Other issues pertaining to securing the Manhyia Palace and the King were also discussed.

Speaking at the workshop, the Ashanti Regional Police Commander, Deputy Commissioner of Police (DCOP) Mr Nathan Kofi Boakye, made it clear that chiefs were legitimate targets for criminal elements.

He said it was for that reason and many others that they must take their personal security as a paramount issue and work towards ensuring that they did not leave loopholes for people with evil intentions to have their way.

He took the participants through topics such as security influence peddling and its effects; communication, physiological and physical security; security and its relationship with protocol; how to keep secrets; respect and discipline, among other important topics related to security.

Detractors

Mr Boakye said it was wrong for chiefs to always communicate to people about where they (chiefs) were going because that allowed detractors to easily lay ambush and attack them.

Using recent attacks on chiefs in the country that ended in fatalities as examples, he made it clear that such issues demanded that chiefs take their personal security as their top priority and invest in it.

He urged chiefs to approach the security agencies for advice and protection and asked them to ensure that their residential areas were secured.

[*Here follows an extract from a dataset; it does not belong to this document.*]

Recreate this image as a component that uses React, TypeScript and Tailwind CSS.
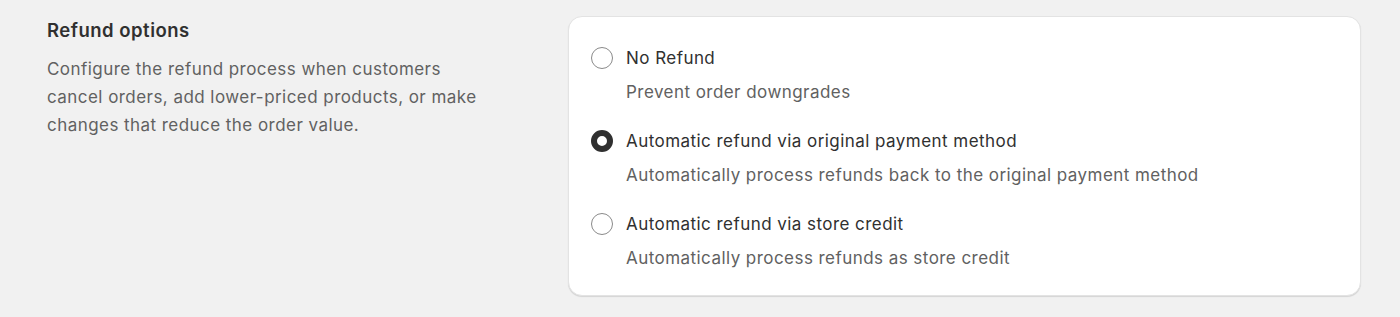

Mr Boakye expressed reservations over the use of pump action guns during festivities and stated that the practice was a threat to security.

Wiamoase Mensa Ba Yaw Mensah, who coordinated the workshop, said Asanteman took the security of the state very seriously.

Other speakers were Commissioner of Police Mr Yaw Adu-Gyimah, one-time Ashanti Regional Police Commander, and Dr Wilhelmina Donkor, a lecturer at the Kwame Nkrumah University of Science and Technology.